The no-fail trick to keeping lean meats tender and juicy without brining or coating in additional fat, is to cook your meat on stoneware! I’ve been doing this for the last nine years with the same stone bar pan (stone and cast iron are the only types of kitchenware that get better with age, so they’re an excellent investment!) and chicken breasts and tenderloin turn out succulent every time.
The whole dish is made without any special ingredients, using things you probably already have on hand (except for the tenderloin, perhaps):
- dried thyme
- sea salt
- ground pepper
- chicken broth
- fresh parsley (or use 1 Tbsp of dried parsley flakes instead)
- xanthum gum
Hands down, this is my favorite Trim Healthy Mama-friendly Fuel Pull main dish. A flavorful mushroom sauce dresses up a juicy tenderloin.
- 1lb pork tenderloin
- 1/4 tsp sea salt
- 1/4 tsp ground pepper
- 1 Tbsp butter
- MUSHROOM GRAVY
- 1/2 Tbsp butter
- 1 small onion, finely chopped
- 2 cups cremeni mushrooms, sliced
- 1/4 tsp dried thyme
- salt and pepper to taste
- 1 1/4 cup chicken broth
- 3 Tbsp fresh parsley, finely chopped
- 1 tsp xanthum gum
- Sprinkle tenderloin with salt and pepper. Brown in butter over medium-high heat in skillet. Transfer to stone bar pan or a foil-lined rimmed baking sheet. Roast at 400 F for 18-20 minutes, or until juices run clear. Let tenderloin rest for 5 minutes before slicing.
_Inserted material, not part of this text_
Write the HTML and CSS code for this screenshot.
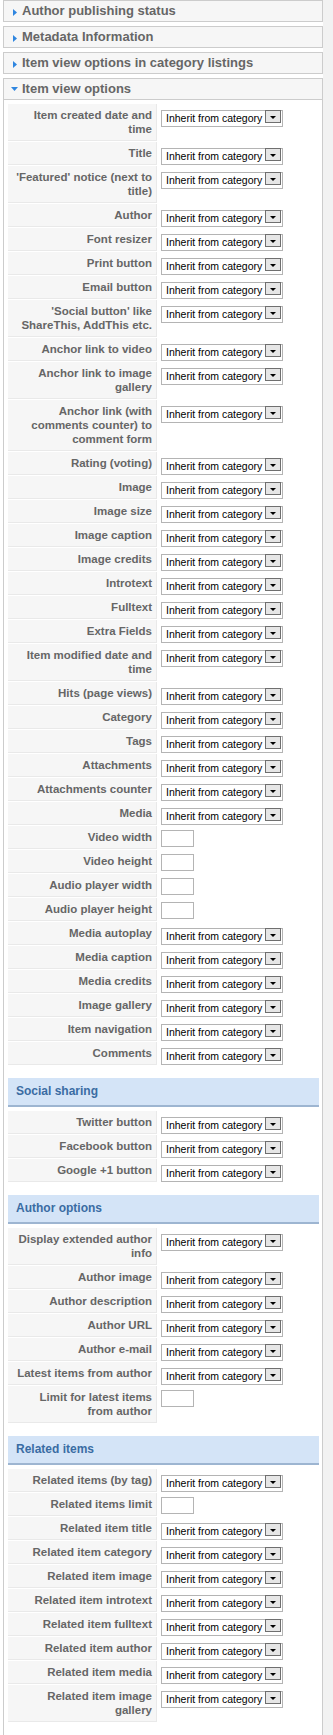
FILE: index.html
```html
<!DOCTYPE html>
<html>
<head>
    <title>Item parameters</title>
    <link rel="stylesheet" href="styles.css">
</head>
<body>
<div class="column">
<div class="sliders">
    <div class="panel">
        <h3 class="toggler"><svg class="arrow" width="11" height="20"><polygon points="2,8 6,11.5 2,15"/></svg>Author publishing status</h3>
    </div>
    <div class="panel">
        <h3 class="toggler"><svg class="arrow" width="11" height="20"><polygon points="2,8 6,11.5 2,15"/></svg>Metadata Information</h3>
    </div>
    <div class="panel">
        <h3 class="toggler"><svg class="arrow" width="11" height="20"><polygon points="2,8 6,11.5 2,15"/></svg>Item view options in category listings</h3>
    </div>
    <div class="panel open">
        <h3 class="toggler"><svg class="arrow" width="11" height="20"><polygon points="0,8 7,8 3.5,12"/></svg>Item view options</h3>
        <div class="pane">
            <table class="params">
                <tr><td class="key">Item created date and time</td><td><span class="sel"><select><option>Inherit from category</option></select></span></td></tr>
                <tr><td class="key">Title</td><td><span class="sel"><select><option>Inherit from category</option></select></span></td></tr>
                <tr><td class="key">'Featured' notice (next to title)</td><td><span class="sel"><select><option>Inherit from category</option></select></span></td></tr>
                <tr><td class="key">Author</td><td><span class="sel"><select><option>Inherit from category</option></select></span></td></tr>
                <tr><td class="key">Font resizer</td><td><span class="sel"><select><option>Inherit from category</option></select></span></td></tr>
                <tr><td class="key">Print button</td><td><span class="sel"><select><option>Inherit from category</option></select></span></td></tr>
                <tr><td class="key">Email button</td><td><span class="sel"><select><option>Inherit from category</option></select></span></td></tr>
                <tr><td class="key">'Social button' like ShareThis, AddThis etc.</td><td><span class="sel"><select><option>Inherit from category</option></select></span></td></tr>
                <tr><td class="key">Anchor link to video</td><td><span class="sel"><select><option>Inherit from category</option></select></span></td></tr>
                <tr><td class="key">Anchor link to image gallery</td><td><span class="sel"><select><option>Inherit from category</option></select></span></td></tr>
                <tr><td class="key">Anchor link (with comments counter) to comment form</td><td><span class="sel"><select><option>Inherit from category</option></select></span></td></tr>
                <tr><td class="key">Rating (voting)</td><td><span class="sel"><select><option>Inherit from category</option></select></span></td></tr>
                <tr><td class="key">Image</td><td><span class="sel"><select><option>Inherit from category</option></select></span></td></tr>
                <tr><td class="key">Image size</td><td><span class="sel"><select><option>Inherit from category</option></select></span></td></tr>
                <tr><td class="key">Image caption</td><td><span class="sel"><select><option>Inherit from category</option></select></span></td></tr>
                <tr><td class="key">Image credits</td><td><span class="sel"><select><option>Inherit from category</option></select></span></td></tr>
                <tr><td class="key">Introtext</td><td><span class="sel"><select><option>Inherit from category</option></select></span></td></tr>
                <tr><td class="key">Fulltext</td><td><span class="sel"><select><option>Inherit from category</option></select></span></td></tr>
                <tr><td class="key">Extra Fields</td><td><span class="sel"><select><option>Inherit from category</option></select></span></td></tr>
                <tr><td class="key">Item modified date and time</td><td><span class="sel"><select><option>Inherit from category</option></select></span></td></tr>
                <tr><td class="key">Hits (page views)</td><td><span class="sel"><select><option>Inherit from category</option></select></span></td></tr>
                <tr><td class="key">Category</td><td><span class="sel"><select><option>Inherit from category</option></select></span></td></tr>
                <tr><td class="key">Tags</td><td><span class="sel"><select><option>Inherit from category</option></select></span></td></tr>
                <tr><td class="key">Attachments</td><td><span class="sel"><select><option>Inherit from category</option></select></span></td></tr>
                <tr><td class="key">Attachments counter</td><td><span class="sel"><select><option>Inherit from category</option></select></span></td></tr>
                <tr><td class="key">Media</td><td><span class="sel"><select><option>Inherit from category</option></select></span></td></tr>
                <tr><td class="key">Video width</td><td><input class="num" type="text"></td></tr>
                <tr><td class="key">Video height</td><td><input class="num" type="text"></td></tr>
                <tr><td class="key">Audio player width</td><td><input class="num" type="text"></td></tr>
                <tr><td class="key">Audio player height</td><td><input class="num" type="text"></td></tr>
                <tr><td class="key">Media autoplay</td><td><span class="sel"><select><option>Inherit from category</option></select></span></td></tr>
                <tr><td class="key">Media caption</td><td><span class="sel"><select><option>Inherit from category</option></select></span></td></tr>
                <tr><td class="key">Media credits</td><td><span class="sel"><select><option>Inherit from category</option></select></span></td></tr>
                <tr><td class="key">Image gallery</td><td><span class="sel"><select><option>Inherit from category</option></select></span></td></tr>
                <tr><td class="key">Item navigation</td><td><span class="sel"><select><option>Inherit from category</option></select></span></td></tr>
                <tr><td class="key">Comments</td><td><span class="sel"><select><option>Inherit from category</option></select></span></td></tr>
            </table>

            <h4 class="param-head">Social sharing</h4>
            <table class="params">
                <tr><td class="key">Twitter button</td><td><span class="sel"><select><option>Inherit from category</option></select></span></td></tr>
                <tr><td class="key">Facebook button</td><td><span class="sel"><select><option>Inherit from category</option></select></span></td></tr>
                <tr><td class="key">Google +1 button</td><td><span class="sel"><select><option>Inherit from category</option></select></span></td></tr>
            </table>

            <h4 class="param-head">Author options</h4>
            <table class="params">
                <tr><td class="key">Display extended author info</td><td><span class="sel"><select><option>Inherit from category</option></select></span></td></tr>
                <tr><td class="key">Author image</td><td><span class="sel"><select><option>Inherit from category</option></select></span></td></tr>
                <tr><td class="key">Author description</td><td><span class="sel"><select><option>Inherit from category</option></select></span></td></tr>
                <tr><td class="key">Author URL</td><td><span class="sel"><select><option>Inherit from category</option></select></span></td></tr>
                <tr><td class="key">Author e-mail</td><td><span class="sel"><select><option>Inherit from category</option></select></span></td></tr>
                <tr><td class="key">Latest items from author</td><td><span class="sel"><select><option>Inherit from category</option></select></span></td></tr>
                <tr><td class="key">Limit for latest items from author</td><td><input class="num" type="text"></td></tr>
            </table>

            <h4 class="param-head">Related items</h4>
            <table class="params">
                <tr><td class="key">Related items (by tag)</td><td><span class="sel"><select><option>Inherit from category</option></select></span></td></tr>
                <tr><td class="key">Related items limit</td><td><input class="num" type="text"></td></tr>
                <tr><td class="key">Related item title</td><td><span class="sel"><select><option>Inherit from category</option></select></span></td></tr>
                <tr><td class="key">Related item category</td><td><span class="sel"><select><option>Inherit from category</option></select></span></td></tr>
                <tr><td class="key">Related item image</td><td><span class="sel"><select><option>Inherit from category</option></select></span></td></tr>
                <tr><td class="key">Related item introtext</td><td><span class="sel"><select><option>Inherit from category</option></select></span></td></tr>
                <tr><td class="key">Related item fulltext</td><td><span class="sel"><select><option>Inherit from category</option></select></span></td></tr>
                <tr><td class="key">Related item author</td><td><span class="sel"><select><option>Inherit from category</option></select></span></td></tr>
                <tr><td class="key">Related item media</td><td><span class="sel"><select><option>Inherit from category</option></select></span></td></tr>
                <tr><td class="key">Related item image gallery</td><td><span class="sel"><select><option>Inherit from category</option></select></span></td></tr>
            </table>
        </div>
    </div>
</div>
</div>
</body>
</html>
```

FILE: styles.css
```css
body {
    margin: 0;
    background: #f2f2f2;
    font-family: "Liberation Sans", Arial, sans-serif;
}

.column {
    width: 323px;
    min-height: 100vh;
    background: #fff;
}

.sliders {
    width: 320px;
    margin-left: 3px;
}

.panel {
    border: 1px solid #ccc;
    margin-bottom: 4px;
    background: #fff;
}

.toggler {
    margin: 0;
    height: 20px;
    padding-left: 7px;
    background: #f6f6f6;
    color: #666;
    font-size: 13px;
    line-height: 20px;
    font-weight: bold;
    white-space: nowrap;
}

.arrow {
    display: inline-block;
    vertical-align: top;
    fill: #2f86e0;
}

.open .toggler {
    border-bottom: 1px solid #ccc;
}

.pane {
    padding: 3px 2px 20px 3px;
}

table.params {
    width: 100%;
    border-collapse: separate;
    border-spacing: 1px;
}

table.params td {
    padding: 4px 3px 0;
    vertical-align: top;
}

table.params td.key {
    width: 140px;
    padding: 4px;
    background: #f6f6f6;
    border-right: 1px solid #e9e9e9;
    border-bottom: 1px solid #e9e9e9;
    text-align: right;
    color: #666;
    font-size: 11.5px;
    line-height: 14px;
    font-weight: bold;
}

.sel {
    position: relative;
    display: inline-block;
    vertical-align: top;
}

.sel select {
    -webkit-appearance: none;
    appearance: none;
    box-sizing: border-box;
    width: 122px;
    height: 17px;
    margin: 0;
    padding: 0 0 0 4px;
    border: 1px solid #b4b4b4;
    border-radius: 0;
    background: #fff;
    color: #000;
    font-family: "Liberation Sans", Arial, sans-serif;
    font-size: 10.5px;
}

/* fake windows dropdown button */
.sel::before {
    content: "";
    position: absolute;
    top: 2px;
    right: 2px;
    width: 16px;
    height: 13px;
    box-sizing: border-box;
    border: 1px solid #6f6f6f;
    background: #e6e6e6;
}

.sel::after {
    content: "";
    position: absolute;
    top: 8px;
    right: 7px;
    border-left: 3px solid transparent;
    border-right: 3px solid transparent;
    border-top: 3px solid #000;
}

.num {
    box-sizing: border-box;
    width: 33px;
    height: 17px;
    margin: 0;
    padding: 0 2px;
    border: 1px solid #b4b4b4;
    vertical-align: top;
}

.param-head {
    margin: 12px 1px 3px;
    height: 27px;
    padding-left: 8px;
    background: #d4e4f7;
    border-bottom: 2px solid #9db5d1;
    color: #3a6ca3;
    font-size: 12px;
    line-height: 27px;
    font-weight: bold;
}
```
- In the mean time, make the gravy by heating 1/2 tablespoon of butter in the same skillet with other drippings. Saute onions until soft. Add mushrooms, thyme, salt and pepper, and saute until mushrooms are golden. Pour in chicken broth, stirring to scrape up any brown bits. Cook for 5 minutes. Whisk in any additional juices from cooked tenderloin, parsley and xanthum gum, until xanthum gum is completely dissolved and sauce is thickened to desired consistency. Pour over tenderloin slices and serve immediately.
Serve with a non-starchy vegetable (like green beans) to keep in Fuel Pull mode, or serve with a sweet potato for an E.